Wilhelm Keitel, the son of a landowner, was born in Helmscherode on 22nd September 1882. He joined the German Army and in 1902 became a second lieutenant in the 46th Field Artillery.
Keitel had reached the rank of captain by the outbreak of the First World War. In September 1914 Keitel was seriously wounded by a shell splinter. After returning to duty he became a battery commander before being appointed to the General Staff in March 1915. He also served as an officer with XIX Reserve Corps (1916-17) and the 199th Infantry Division (1917) before returning to the General Staff in Berlin in December 1917.
After the war Keitel was a member of the right-wing terrorist Freikorps group and served on the frontier with Poland in 1919. He remained in the army and spent three years as an instructor at the School of Cavalry at Hanover (1920-23). This was followed by a spell with the 6th Artillery Regiment.
Assigned to the Troop Office he was promoted to lieutenant colonel in February 1929. Later that year he became head of the Organizations Department. In this role he was involved in secret preparations to triple the size of the German Army.
In January 1933, Adolf Hitler gained power and immediately Keitel's old friend, Werner von Blomberg, was appointed Minister of Defence. Soon afterwards Blomberg introduced him to Hitler. Keitel was impressed and became a devoted supporter of the new leader.
In February 1938 Keitel became Commander-in-Chief of the High Command of the Armed Forces (OKW). He now arranged to have his friend, Heinrich von Brauchitsch, appointed as Commander-in-Chief of the Army.

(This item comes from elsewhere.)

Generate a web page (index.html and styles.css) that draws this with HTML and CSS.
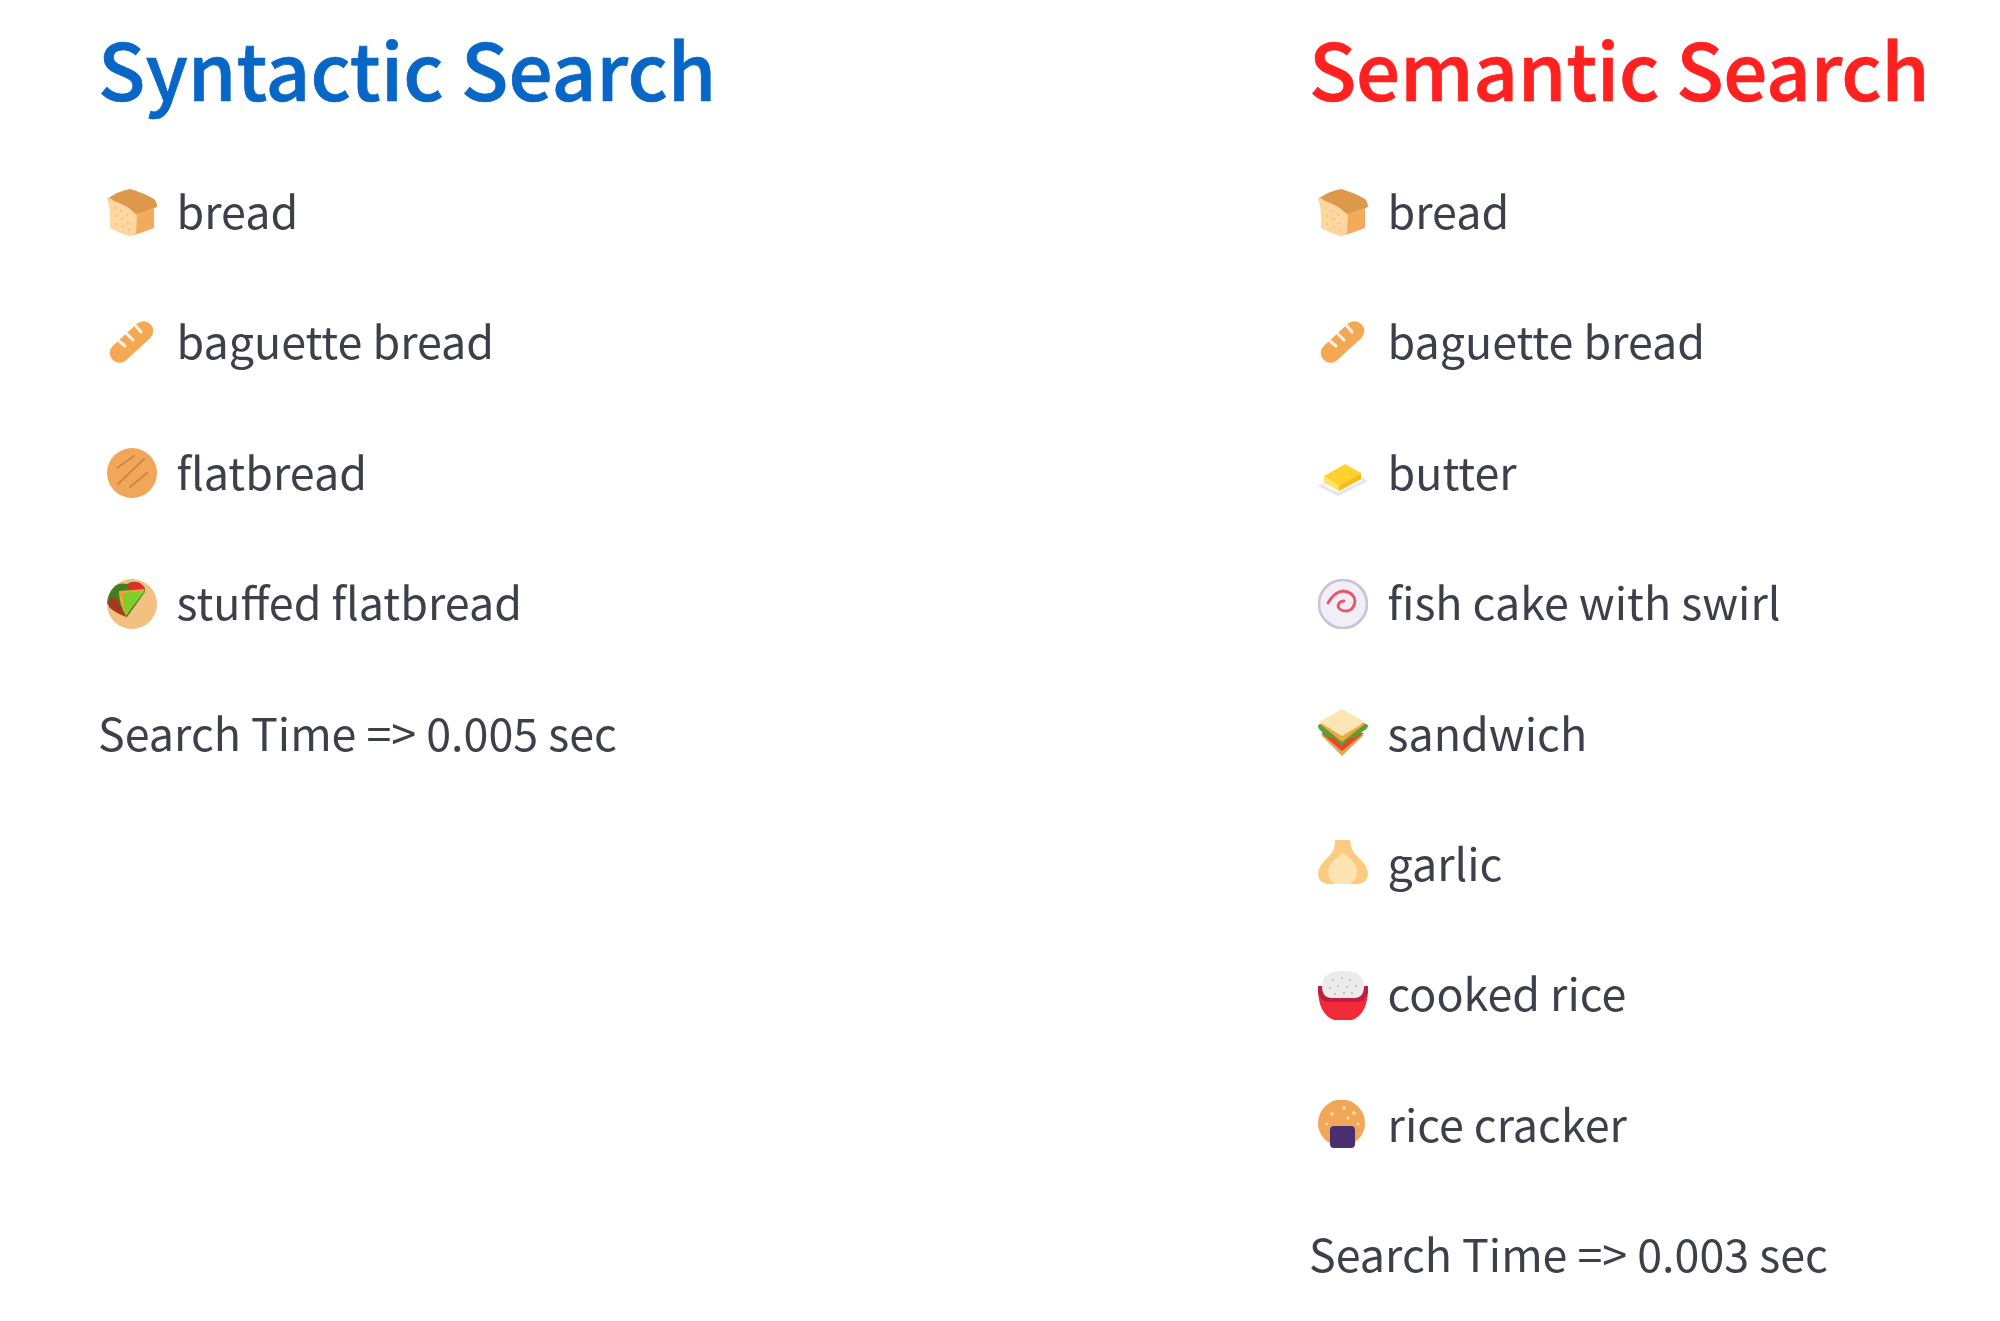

During the Second World War Keitel, Alfred Jodl and Walther Warlimont were the most important figures in the OKW. He was a loyal supporter of Hitler's policies and after the invasion of Poland he issued orders to the Schutz Staffeinel (SS) and the Gestapo to exterminate the country's Jews.
Keitel advised against the Western Offensive and Operation Barbarossa but quickly backed down when Hitler responded aggressively. Both times he tried to resign but Hitler refused him permission to go.
In May 1941 Keitel signed the Commissar Order which instructed German field commanders to execute Communist Party officials immediately they were captured. In July 1941 he signed another order giving Heinrich Himmler the power to implement his racial program in the Soviet Union.
In September 1942 Keitel and Alfred Jodl defended Field Marshal Siegmund List against the criticisms of Adolf Hitler. This resulted in Jodl being sacked and for many months afterwards Hitler refused to shake hands with Keitel. This was the last time that Keitel was to challenge Hitler's military decisions. He was now referred to by other officers as "Lakaitel" (the nodding ass).
Over the next two years Keitel issued orders for the execution of striking workers, the extermination of Jews and the killing of captured partisans. He also suggested that German civilians should be encouraged to lynch captured Allied airman.
After the war Keitel was arrested and tried at Nuremberg as a major war criminal. In court his main defence was that he was merely obeying orders claiming that he was "never permitted to make decisions". Found guilty he was executed on 16th October, 1946. His autobiography, In Service of the Reich, was published after his death.